What you should do
Copy every line from the material below that holds "React".

Source records
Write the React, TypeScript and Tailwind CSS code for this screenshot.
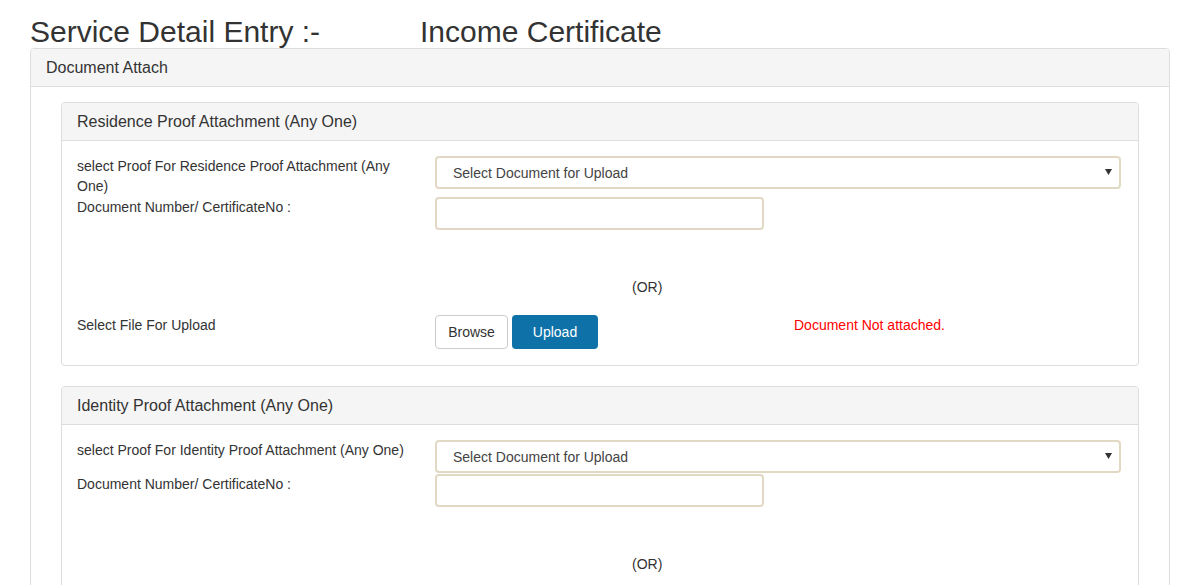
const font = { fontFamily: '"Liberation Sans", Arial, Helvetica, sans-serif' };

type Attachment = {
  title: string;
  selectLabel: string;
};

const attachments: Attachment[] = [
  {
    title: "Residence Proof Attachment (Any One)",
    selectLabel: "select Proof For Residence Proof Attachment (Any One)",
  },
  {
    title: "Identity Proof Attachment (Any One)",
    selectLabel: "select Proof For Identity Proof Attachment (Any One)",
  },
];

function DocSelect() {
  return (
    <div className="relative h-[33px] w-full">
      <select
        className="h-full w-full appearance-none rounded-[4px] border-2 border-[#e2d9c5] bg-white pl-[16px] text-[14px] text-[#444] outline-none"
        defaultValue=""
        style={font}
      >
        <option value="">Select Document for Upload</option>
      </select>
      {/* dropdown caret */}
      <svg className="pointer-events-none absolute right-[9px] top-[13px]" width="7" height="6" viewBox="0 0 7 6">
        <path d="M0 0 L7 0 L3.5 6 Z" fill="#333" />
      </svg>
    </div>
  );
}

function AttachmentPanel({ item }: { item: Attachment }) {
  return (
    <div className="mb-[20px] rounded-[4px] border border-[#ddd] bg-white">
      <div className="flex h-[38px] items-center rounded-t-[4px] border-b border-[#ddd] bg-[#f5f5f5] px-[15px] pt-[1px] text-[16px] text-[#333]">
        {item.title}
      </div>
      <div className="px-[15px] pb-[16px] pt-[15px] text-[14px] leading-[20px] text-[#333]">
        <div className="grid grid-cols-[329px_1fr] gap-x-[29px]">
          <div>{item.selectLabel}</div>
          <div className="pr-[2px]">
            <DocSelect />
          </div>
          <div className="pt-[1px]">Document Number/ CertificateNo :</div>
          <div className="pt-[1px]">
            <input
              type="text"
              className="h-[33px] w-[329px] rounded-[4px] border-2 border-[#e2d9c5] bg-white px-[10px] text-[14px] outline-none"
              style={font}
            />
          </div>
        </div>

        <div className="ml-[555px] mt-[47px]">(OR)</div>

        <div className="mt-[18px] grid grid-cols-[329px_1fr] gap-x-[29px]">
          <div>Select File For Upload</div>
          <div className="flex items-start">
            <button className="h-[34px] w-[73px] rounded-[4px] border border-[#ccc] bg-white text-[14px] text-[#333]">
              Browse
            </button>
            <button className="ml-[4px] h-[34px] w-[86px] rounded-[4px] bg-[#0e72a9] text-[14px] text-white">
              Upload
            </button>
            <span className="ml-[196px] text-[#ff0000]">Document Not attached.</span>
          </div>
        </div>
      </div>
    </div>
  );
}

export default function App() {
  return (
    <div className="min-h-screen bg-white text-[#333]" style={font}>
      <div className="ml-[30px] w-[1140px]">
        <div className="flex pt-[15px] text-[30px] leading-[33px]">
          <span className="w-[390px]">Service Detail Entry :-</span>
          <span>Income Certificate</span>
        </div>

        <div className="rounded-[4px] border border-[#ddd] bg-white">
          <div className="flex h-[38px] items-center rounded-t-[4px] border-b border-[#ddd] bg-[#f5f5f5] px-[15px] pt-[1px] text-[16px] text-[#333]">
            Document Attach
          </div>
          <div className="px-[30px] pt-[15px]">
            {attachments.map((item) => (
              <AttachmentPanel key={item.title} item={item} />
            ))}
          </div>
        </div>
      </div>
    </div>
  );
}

--

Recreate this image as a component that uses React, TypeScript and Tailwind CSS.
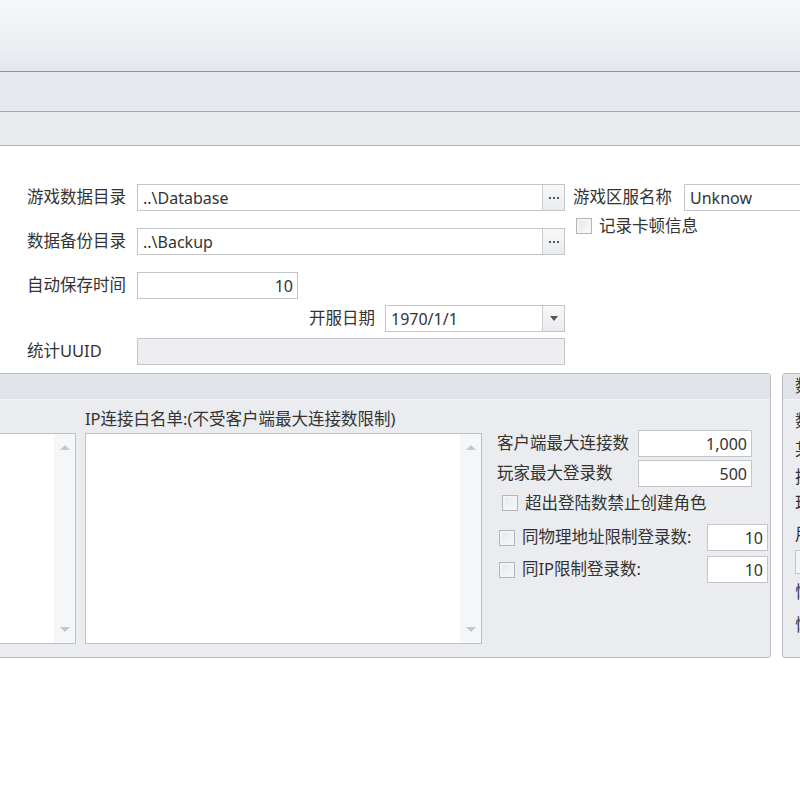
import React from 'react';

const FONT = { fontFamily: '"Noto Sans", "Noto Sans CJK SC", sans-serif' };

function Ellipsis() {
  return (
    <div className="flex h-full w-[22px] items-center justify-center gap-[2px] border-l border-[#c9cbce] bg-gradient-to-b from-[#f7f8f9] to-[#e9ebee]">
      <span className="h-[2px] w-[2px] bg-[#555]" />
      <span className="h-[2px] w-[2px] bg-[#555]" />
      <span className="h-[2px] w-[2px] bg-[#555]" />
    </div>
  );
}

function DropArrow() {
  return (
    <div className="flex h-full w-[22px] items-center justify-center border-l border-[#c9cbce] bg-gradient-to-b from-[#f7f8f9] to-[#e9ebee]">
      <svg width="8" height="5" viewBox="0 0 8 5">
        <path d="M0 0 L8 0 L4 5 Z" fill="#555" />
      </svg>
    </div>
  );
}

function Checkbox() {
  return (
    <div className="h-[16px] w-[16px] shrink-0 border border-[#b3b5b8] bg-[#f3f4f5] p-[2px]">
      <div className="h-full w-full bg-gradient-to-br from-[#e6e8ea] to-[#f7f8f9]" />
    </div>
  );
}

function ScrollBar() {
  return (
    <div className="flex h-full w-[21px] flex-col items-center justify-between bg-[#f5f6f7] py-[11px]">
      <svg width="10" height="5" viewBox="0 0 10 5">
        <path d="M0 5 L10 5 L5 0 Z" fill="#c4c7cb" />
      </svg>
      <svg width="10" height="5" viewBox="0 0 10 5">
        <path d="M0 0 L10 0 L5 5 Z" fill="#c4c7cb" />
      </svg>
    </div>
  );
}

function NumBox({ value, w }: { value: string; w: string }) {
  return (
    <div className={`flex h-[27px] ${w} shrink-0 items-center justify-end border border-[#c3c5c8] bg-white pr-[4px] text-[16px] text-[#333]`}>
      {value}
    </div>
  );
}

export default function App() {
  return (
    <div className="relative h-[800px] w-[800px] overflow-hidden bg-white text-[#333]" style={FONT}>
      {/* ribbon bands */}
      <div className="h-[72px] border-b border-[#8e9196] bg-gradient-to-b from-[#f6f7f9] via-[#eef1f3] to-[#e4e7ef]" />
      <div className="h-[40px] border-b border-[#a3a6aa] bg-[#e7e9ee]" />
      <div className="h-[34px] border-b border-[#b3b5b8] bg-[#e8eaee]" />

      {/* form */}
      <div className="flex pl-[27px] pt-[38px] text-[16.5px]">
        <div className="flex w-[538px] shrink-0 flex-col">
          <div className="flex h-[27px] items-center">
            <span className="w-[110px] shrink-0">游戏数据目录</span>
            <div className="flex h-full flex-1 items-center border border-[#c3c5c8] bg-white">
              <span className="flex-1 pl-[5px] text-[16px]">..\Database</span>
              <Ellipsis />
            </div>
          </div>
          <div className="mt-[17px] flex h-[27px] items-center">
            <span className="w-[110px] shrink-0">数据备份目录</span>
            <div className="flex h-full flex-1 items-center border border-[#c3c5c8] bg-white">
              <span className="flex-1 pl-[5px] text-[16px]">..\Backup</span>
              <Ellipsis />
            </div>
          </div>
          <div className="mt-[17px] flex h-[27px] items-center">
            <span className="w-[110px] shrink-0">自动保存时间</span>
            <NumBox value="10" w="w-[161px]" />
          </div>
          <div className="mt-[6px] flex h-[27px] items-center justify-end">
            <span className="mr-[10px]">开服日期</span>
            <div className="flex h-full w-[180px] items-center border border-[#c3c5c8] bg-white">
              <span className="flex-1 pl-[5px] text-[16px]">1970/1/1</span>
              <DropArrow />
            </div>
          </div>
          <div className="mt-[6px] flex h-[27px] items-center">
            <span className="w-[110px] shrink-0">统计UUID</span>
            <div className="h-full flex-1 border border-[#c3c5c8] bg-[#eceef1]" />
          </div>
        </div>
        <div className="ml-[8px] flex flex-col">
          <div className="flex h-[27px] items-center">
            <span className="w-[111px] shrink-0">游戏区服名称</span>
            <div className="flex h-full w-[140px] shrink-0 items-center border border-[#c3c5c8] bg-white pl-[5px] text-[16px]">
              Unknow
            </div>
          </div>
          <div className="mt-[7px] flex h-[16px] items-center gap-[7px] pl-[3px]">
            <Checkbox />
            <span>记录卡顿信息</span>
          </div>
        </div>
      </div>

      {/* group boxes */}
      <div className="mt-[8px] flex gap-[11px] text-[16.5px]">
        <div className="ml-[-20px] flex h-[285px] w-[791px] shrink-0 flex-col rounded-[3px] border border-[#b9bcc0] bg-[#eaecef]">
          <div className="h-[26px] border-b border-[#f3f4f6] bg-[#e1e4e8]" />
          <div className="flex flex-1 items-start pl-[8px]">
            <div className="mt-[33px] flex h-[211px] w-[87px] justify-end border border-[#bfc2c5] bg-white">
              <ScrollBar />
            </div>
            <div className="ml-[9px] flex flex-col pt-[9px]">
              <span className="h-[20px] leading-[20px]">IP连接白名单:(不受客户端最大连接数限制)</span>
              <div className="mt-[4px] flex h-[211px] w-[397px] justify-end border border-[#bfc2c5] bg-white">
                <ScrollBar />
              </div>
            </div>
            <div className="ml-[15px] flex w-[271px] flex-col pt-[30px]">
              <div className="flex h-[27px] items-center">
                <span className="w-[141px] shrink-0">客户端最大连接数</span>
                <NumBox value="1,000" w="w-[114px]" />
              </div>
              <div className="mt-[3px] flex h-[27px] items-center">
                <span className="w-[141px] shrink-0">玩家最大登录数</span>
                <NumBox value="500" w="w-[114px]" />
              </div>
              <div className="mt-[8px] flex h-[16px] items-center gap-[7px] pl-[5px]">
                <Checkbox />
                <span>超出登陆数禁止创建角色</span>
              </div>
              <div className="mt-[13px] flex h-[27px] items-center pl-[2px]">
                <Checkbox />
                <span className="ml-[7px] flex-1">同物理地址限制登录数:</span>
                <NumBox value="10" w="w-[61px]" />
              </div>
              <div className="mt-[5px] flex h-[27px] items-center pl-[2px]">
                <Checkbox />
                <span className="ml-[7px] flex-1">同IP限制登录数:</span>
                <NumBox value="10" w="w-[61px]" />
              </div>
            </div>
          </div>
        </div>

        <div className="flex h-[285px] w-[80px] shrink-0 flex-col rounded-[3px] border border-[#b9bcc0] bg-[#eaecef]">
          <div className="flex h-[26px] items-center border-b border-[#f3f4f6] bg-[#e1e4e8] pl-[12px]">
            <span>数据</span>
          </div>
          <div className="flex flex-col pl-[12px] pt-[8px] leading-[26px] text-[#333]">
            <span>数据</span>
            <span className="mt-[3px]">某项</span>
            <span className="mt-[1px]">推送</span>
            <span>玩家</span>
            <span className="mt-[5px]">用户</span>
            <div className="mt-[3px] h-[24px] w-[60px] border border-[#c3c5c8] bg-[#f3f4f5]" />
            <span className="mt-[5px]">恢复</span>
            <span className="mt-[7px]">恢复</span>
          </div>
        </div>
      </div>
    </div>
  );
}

---

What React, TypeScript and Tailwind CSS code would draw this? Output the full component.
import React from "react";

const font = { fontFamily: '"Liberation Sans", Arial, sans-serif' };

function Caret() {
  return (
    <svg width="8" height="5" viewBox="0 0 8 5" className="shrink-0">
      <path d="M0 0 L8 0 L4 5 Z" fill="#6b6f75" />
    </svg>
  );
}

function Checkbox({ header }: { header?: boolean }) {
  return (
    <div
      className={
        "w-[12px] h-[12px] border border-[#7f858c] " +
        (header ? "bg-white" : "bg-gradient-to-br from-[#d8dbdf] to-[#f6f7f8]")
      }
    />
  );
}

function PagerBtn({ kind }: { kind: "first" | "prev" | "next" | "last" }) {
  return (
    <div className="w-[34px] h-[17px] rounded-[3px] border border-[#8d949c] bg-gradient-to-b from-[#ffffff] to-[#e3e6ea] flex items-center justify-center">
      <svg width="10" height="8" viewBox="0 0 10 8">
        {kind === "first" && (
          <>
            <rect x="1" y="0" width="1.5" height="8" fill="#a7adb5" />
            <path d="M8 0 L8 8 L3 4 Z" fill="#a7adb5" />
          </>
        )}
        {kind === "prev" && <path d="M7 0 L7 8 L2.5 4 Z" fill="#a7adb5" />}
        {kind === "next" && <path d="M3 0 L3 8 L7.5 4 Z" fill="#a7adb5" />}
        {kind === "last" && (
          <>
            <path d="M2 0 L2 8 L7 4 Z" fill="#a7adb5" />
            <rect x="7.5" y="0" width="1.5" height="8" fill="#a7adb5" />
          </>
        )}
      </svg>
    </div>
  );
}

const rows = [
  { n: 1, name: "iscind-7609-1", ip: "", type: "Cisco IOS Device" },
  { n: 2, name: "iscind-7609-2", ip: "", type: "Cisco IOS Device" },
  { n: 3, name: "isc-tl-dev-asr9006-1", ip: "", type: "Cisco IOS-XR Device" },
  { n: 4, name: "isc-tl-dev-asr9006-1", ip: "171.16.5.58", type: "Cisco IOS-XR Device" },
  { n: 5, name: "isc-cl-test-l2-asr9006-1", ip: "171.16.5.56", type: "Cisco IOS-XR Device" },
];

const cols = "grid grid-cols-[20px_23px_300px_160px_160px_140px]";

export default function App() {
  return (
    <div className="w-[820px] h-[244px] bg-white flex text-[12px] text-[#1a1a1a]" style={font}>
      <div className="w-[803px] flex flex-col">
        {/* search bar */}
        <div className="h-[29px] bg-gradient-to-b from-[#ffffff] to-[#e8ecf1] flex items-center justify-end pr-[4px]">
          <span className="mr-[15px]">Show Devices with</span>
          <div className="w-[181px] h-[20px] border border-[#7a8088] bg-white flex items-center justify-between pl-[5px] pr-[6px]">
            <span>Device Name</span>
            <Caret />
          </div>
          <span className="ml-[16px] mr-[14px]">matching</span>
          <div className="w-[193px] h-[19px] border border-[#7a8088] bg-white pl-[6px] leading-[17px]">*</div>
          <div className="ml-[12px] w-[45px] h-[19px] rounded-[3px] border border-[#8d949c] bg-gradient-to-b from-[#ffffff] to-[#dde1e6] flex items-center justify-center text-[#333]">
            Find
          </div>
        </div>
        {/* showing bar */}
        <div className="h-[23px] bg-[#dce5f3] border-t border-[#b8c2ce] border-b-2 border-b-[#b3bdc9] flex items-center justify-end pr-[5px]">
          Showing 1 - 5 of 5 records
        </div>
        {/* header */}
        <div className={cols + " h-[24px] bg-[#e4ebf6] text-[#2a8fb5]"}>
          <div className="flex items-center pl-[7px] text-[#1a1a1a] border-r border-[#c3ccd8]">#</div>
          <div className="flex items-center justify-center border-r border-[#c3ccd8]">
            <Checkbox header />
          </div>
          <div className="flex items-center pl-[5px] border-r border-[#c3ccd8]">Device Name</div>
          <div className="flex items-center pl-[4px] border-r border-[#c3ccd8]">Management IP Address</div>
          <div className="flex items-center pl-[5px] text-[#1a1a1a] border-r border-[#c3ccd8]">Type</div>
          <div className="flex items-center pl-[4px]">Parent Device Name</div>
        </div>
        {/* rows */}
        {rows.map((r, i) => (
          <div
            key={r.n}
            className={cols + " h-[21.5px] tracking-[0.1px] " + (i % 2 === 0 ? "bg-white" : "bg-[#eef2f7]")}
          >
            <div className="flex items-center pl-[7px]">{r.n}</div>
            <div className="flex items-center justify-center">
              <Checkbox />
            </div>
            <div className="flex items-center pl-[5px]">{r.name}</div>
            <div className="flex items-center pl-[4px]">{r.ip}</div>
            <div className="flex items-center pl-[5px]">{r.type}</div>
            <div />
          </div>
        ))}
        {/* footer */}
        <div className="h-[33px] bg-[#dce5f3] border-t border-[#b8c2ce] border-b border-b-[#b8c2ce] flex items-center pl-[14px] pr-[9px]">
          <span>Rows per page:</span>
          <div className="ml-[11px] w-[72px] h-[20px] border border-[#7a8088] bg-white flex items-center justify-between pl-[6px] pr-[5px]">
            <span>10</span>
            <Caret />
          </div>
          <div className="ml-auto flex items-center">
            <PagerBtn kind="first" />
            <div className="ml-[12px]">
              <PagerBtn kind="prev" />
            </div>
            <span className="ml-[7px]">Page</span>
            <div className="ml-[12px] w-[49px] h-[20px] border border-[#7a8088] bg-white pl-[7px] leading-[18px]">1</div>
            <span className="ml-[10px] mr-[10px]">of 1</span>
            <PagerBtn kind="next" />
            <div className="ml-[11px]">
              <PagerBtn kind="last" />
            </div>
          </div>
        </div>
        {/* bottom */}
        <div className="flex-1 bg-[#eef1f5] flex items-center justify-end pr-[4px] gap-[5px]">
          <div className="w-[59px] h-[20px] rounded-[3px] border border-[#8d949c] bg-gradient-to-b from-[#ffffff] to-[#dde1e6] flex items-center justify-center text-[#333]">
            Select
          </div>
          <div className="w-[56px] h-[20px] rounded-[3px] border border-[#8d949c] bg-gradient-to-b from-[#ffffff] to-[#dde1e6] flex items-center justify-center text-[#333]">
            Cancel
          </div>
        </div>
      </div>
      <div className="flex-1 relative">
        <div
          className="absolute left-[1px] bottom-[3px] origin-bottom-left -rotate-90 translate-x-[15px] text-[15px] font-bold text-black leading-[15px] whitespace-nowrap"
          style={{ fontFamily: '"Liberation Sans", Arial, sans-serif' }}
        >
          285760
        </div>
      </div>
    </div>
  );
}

Task solution
Write the React, TypeScript and Tailwind CSS code for this screenshot.
Recreate this image as a component that uses React, TypeScript and Tailwind CSS.
import React from 'react';
What React, TypeScript and Tailwind CSS code would draw this? Output the full component.
import React from "react";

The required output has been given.